What does all of this have to do with wandering through historic Charleston?   Following the earthquake, metal rods were inserted into floor joists of damaged homes.  The exposed bolts were tightened, straightening the house and giving it stability.  These earthquake bolts are still visible on many buildings.  Some are plain, while others are disguised as different ornate shapes.

Close up of the photo above of a home on Tradd Street with more ornate earthquake bolts

 

House with earthquake bolts

Whether caused by war, fires, or earthquakes (not to mention hurricanes), there has been the need for multiple reconstructions of the buildings over time.  However, it was interesting to see a lot of renovation currently in progress.  Given the historical designation for essentially the entire city, I cannot imagine the paperwork involved.

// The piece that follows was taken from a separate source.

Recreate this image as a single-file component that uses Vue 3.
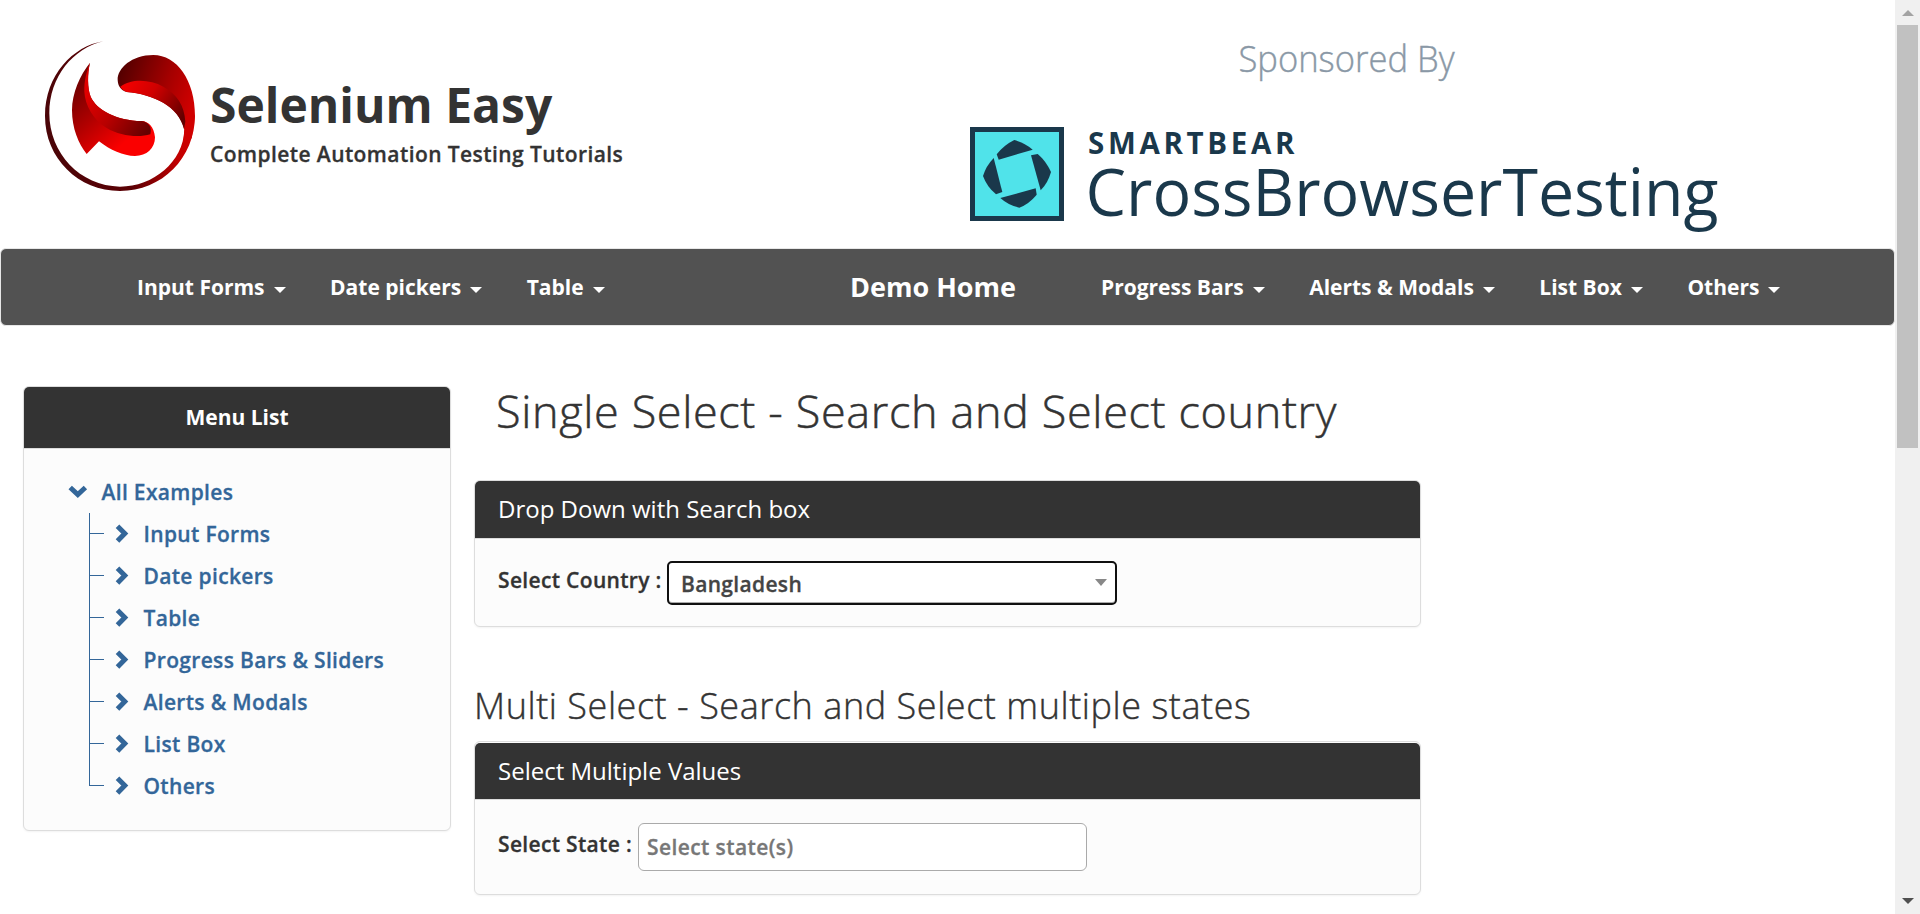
<script setup>
const leftNav = ['Input Forms', 'Date pickers', 'Table']
const rightNav = ['Progress Bars', 'Alerts & Modals', 'List Box', 'Others']
const tree = ['Input Forms', 'Date pickers', 'Table', 'Progress Bars & Sliders', 'Alerts & Modals', 'List Box', 'Others']
</script>

<template>
  <div class="screen">
    <div class="page">
      <header class="top">
        <svg class="logo" viewBox="45 33 450 450" width="150" height="150">
          <defs>
            <linearGradient id="ring" gradientUnits="userSpaceOnUse" x1="45" y1="300" x2="495" y2="220">
              <stop offset="0" stop-color="#4a0508" /><stop offset=".5" stop-color="#5c0004" /><stop offset=".82" stop-color="#c00000" /><stop offset="1" stop-color="#d80000" />
            </linearGradient>
            <linearGradient id="cap" gradientUnits="userSpaceOnUse" x1="275" y1="120" x2="495" y2="200">
              <stop offset="0" stop-color="#560000" /><stop offset=".6" stop-color="#a40000" /><stop offset="1" stop-color="#d00000" />
            </linearGradient>
            <linearGradient id="fold" gradientUnits="userSpaceOnUse" x1="300" y1="150" x2="465" y2="250">
              <stop offset="0" stop-color="#f00000" /><stop offset=".4" stop-color="#d00000" /><stop offset="1" stop-color="#640000" />
            </linearGradient>
            <linearGradient id="body" gradientUnits="userSpaceOnUse" x1="125" y1="190" x2="270" y2="350">
              <stop offset="0" stop-color="#780000" /><stop offset=".45" stop-color="#b00000" /><stop offset="1" stop-color="#fa0000" />
            </linearGradient>
            <linearGradient id="inner" gradientUnits="userSpaceOnUse" x1="170" y1="190" x2="350" y2="310">
              <stop offset="0" stop-color="#e00000" /><stop offset=".45" stop-color="#b80000" /><stop offset="1" stop-color="#640000" />
            </linearGradient>
          </defs>
          <path fill="url(#ring)" d="M220 34C130 48 45 135 45 258C45 385 145 483 270 483C395 483 495 385 495 255L463 300C460 395 370 470 270 470C150 468 58 370 58 250C58 140 130 55 220 34Z" />
          <path fill="url(#cap)" d="M495 258C495 150 440 75 370 75C305 75 262 115 263 150C264 168 272 180 290 186C370 193 450 230 463 300L460 335L485 325Z" />
          <path fill="url(#fold)" d="M271 170C305 145 360 148 400 170C440 192 463 225 466 275L462 297C445 228 370 193 290 186C281 182 275 177 271 170Z" />
          <path fill="url(#body)" d="M180 98C150 135 126 190 126 240C126 295 145 340 170 372L207 334C240 360 280 378 315 378C350 378 375 355 375 322C372 290 355 274 335 273C260 272 200 240 182 200C172 175 172 130 180 98Z" />
          <path fill="url(#inner)" d="M180 98C172 130 172 175 182 200C200 240 260 272 335 273C355 276 367 290 361 313C325 324 270 318 230 294C190 270 165 225 163 185C162 150 170 125 180 98Z" />
        </svg>
        <div class="brand">
          <h1>Selenium Easy</h1>
          <p>Complete Automation Testing Tutorials</p>
        </div>
        <svg class="sponsor" width="770" height="228" viewBox="960 20 770 228">
          <text class="spons" x="1238.500" y="72.300" textLength="216" lengthAdjust="spacingAndGlyphs">Sponsored By</text>
          <rect x="972.500" y="129.500" width="89" height="89" fill="#50e3ea" stroke="#1a384b" stroke-width="5" />
          <g transform="translate(970 127)" fill="#1a384b">
            <path d="M44.300 13Q55 16 62.700 22.700L28.700 32.700L26.700 27.300Q34 18 44.300 13Z" />
            <path d="M67.700 27Q76 34 81 45Q78 56 70.700 63.300L61 28.300Z" />
            <path d="M65.700 61.300L66.700 67.700Q59 77 49.300 80.700Q38 78 30.300 71Z" />
            <path d="M23.700 31L32.300 65L26 67.300Q17 60 13 49Q16 39 23.700 31Z" />
          </g>
          <text class="bear" x="1088" y="153.700" textLength="206.500">SMARTBEAR</text>
          <text class="cbt" x="1085.500" y="216" textLength="633" lengthAdjust="spacingAndGlyphs">CrossBrowserTesting</text>
        </svg>
      </header>

      <nav class="navbar">
        <div class="links left">
          <a v-for="l in leftNav" :key="l">{{ l }}<i class="caret" /></a>
        </div>
        <a class="home">Demo Home</a>
        <div class="links right">
          <a v-for="l in rightNav" :key="l">{{ l }}<i class="caret" /></a>
        </div>
      </nav>

      <div class="columns">
        <aside class="panel side">
          <div class="side-head">Menu List</div>
          <div class="tree">
            <div class="root">
              <svg width="20" height="14" viewBox="0 0 20 14"><path d="M2.200 2.500L9.800 9.500L17.400 2.500" /></svg>
              <span>All Examples</span>
            </div>
            <ul>
              <li v-for="t in tree" :key="t">
                <svg width="14" height="20" viewBox="0 0 14 20"><path d="M2.500 2.200L9.800 9.600L2.500 17" /></svg>
                <span>{{ t }}</span>
              </li>
            </ul>
          </div>
        </aside>

        <main>
          <h2>Single Select - Search and Select country</h2>
          <section class="panel first">
            <h4>Drop Down with Search box</h4>
            <div class="field">
              <label>Select Country :</label>
              <div class="select"><span>Bangladesh</span><i /></div>
            </div>
          </section>
          <h3>Multi Select - Search and Select multiple states</h3>
          <section class="panel second">
            <h4>Select Multiple Values</h4>
            <div class="field">
              <label>Select State :</label>
              <div class="multi">Select state(s)</div>
            </div>
          </section>
        </main>
      </div>
    </div>

    <div class="scroll">
      <i class="up" />
      <div class="thumb" />
      <i class="down" />
    </div>
  </div>
</template>

<style>
body { background: #fff; overflow: hidden; }
</style>

<style scoped>
* { box-sizing: border-box; margin: 0; padding: 0; }
.screen {
  display: flex;
  width: 1920px;
  height: 914px;
  overflow: hidden;
  font-family: "Open Sans", sans-serif;
  font-size: 21px;
  font-weight: 600;
  line-height: 30px;
  color: #333;
  white-space: nowrap;
}
.page { width: 1895px; height: 914px; }
.top { display: flex; height: 248px; }
.logo { flex: none; margin: 41px 0 0 45px; }
.brand { flex: none; width: 765px; padding: 78px 0 0 15px; }
h1 { font-size: 48px; font-weight: 700; line-height: 54px; }
.brand p { margin-top: 7px; letter-spacing: .42px; -webkit-text-stroke: .3px; }
.sponsor { flex: none; margin-top: 20px; }
.spons { font-size: 36px; font-weight: 300; fill: #8a98a6; stroke: #8a98a6; stroke-width: .4px; }
.bear { font-size: 29.500px; font-weight: 700; fill: #1a384b; }
.cbt { font-size: 65px; font-weight: 400; fill: #1a384b; }

.navbar {
  display: flex;
  align-items: center;
  height: 78px;
  background: #525252;
  border: 1px solid #e7e7e7;
  border-radius: 6px;
  color: #fff;
  font-weight: 700;
}
.links { display: flex; gap: 44.5px; }
.links a { display: flex; align-items: center; }
.left { width: 713px; margin-left: 136px; }
.home { width: 251px; font-size: 27px; }
.caret {
  margin: 5px 0 0 9px;
  border-top: 6px solid #fff;
  border-left: 6px solid transparent;
  border-right: 6px solid transparent;
}

.columns { display: flex; align-items: flex-start; gap: 23px; padding: 60px 0 0 23px; }
.panel {
  background: #fcfcfc;
  border: 1px solid #ddd;
  border-radius: 6px;
  box-shadow: 0 1px 2px rgba(0, 0, 0, .05);
}
.side { width: 428px; height: 445px; }
.side-head {
  height: 62px;
  padding-top: 15px;
  background: #333;
  border-bottom: 1px solid #ddd;
  border-radius: 5px 5px 0 0;
  color: #fff;
  font-weight: 700;
  text-align: center;
}
.tree { padding: 22px 0 0 44px; color: #336699; letter-spacing: .33px; -webkit-text-stroke: .3px; }
.tree svg path { fill: none; stroke: #336699; stroke-width: 5; }
.root { display: flex; align-items: center; height: 42px; }
.root svg { margin-right: 13.500px; }
ul { position: relative; list-style: none; margin-left: 21px; }
ul::before {
  content: "";
  position: absolute;
  left: 0;
  top: 0;
  width: 1px;
  height: 272px;
  background: #336699;
}
li { display: flex; align-items: center; height: 42px; }
li::before { content: ""; width: 15px; height: 1px; margin-top: -1px; background: #336699; }
li svg { margin: 0 14.500px 0 11px; }

main { width: 947px; }
h2 { height: 50px; padding-left: 22px; font-size: 45px; font-weight: 300; line-height: 50px; letter-spacing: .63px; -webkit-text-stroke: .5px; }
h3 { height: 40px; margin-top: 59px; font-size: 36px; font-weight: 300; line-height: 40px; letter-spacing: .56px; -webkit-text-stroke: .4px; }
h4 {
  height: 58px;
  padding: 15px 23px;
  background: #333;
  border-bottom: 1px solid #ddd;
  border-radius: 5px 5px 0 0;
  color: #fff;
  font-size: 24px;
  font-weight: 400;
  line-height: 26px;
}
.first { height: 147px; margin-top: 44px; }
.second { height: 154px; margin-top: 15px; padding-top: 1px; }
.second h4 { height: 57px; }
.field { display: flex; align-items: flex-start; padding: 22px 23px; letter-spacing: .33px; -webkit-text-stroke: .3px; }
.first label { width: 169px; margin-top: 4px; }
.select {
  display: flex;
  align-items: center;
  justify-content: space-between;
  width: 450px;
  height: 44px;
  padding: 2px 8px 0 12px;
  border: 2px solid #101010;
  border-radius: 5px;
  background: #fff;
  box-shadow: inset 0 -1px #aaa;
  color: #444;
}
.select i {
  margin-top: -3px;
  border-top: 7px solid #888;
  border-left: 6px solid transparent;
  border-right: 6px solid transparent;
}
.second .field { padding-top: 23px; }
.second label { width: 140px; margin-top: 6px; }
.multi {
  width: 449px;
  height: 48px;
  padding: 8px;
  border: 1px solid #aaa;
  border-radius: 6px;
  background: #fff;
  color: #777;
  letter-spacing: .4px;
}

.scroll { display: flex; flex-direction: column; align-items: center; width: 25px; height: 914px; background: #f0f0f0; }
.up { margin-top: 10px; border-bottom: 6px solid #a3a3a3; border-left: 6px solid transparent; border-right: 6px solid transparent; }
.thumb { width: 21px; height: 423px; margin-top: 9px; background: #c1c1c1; }
.down { margin-top: 450px; border-top: 6px solid #505050; border-left: 6px solid transparent; border-right: 6px solid transparent; }
</style>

Protestors and counter-protestors at the Confederate Defender of Charleston Memorial



We finally made our way back to White Point Garden.  By this time a small group of protestors and another group of counter-protestors had congregated at the Memorial to the Confederate Defenders of Charleston in the corner of the park.  Although this memorial has been the frequent target of vandalism in recent years, it did not look like there would be trouble today.  However, it still seemed like a good time to move on and find some air conditioning since we were really feeling the high humidity.

Although the heat and humidity had cut short our exploration such that we did not see much of the historical public buildings, we still learned a great deal and got some feel for this beautiful city.  I would be most interested in returning, although some time when it is cooler!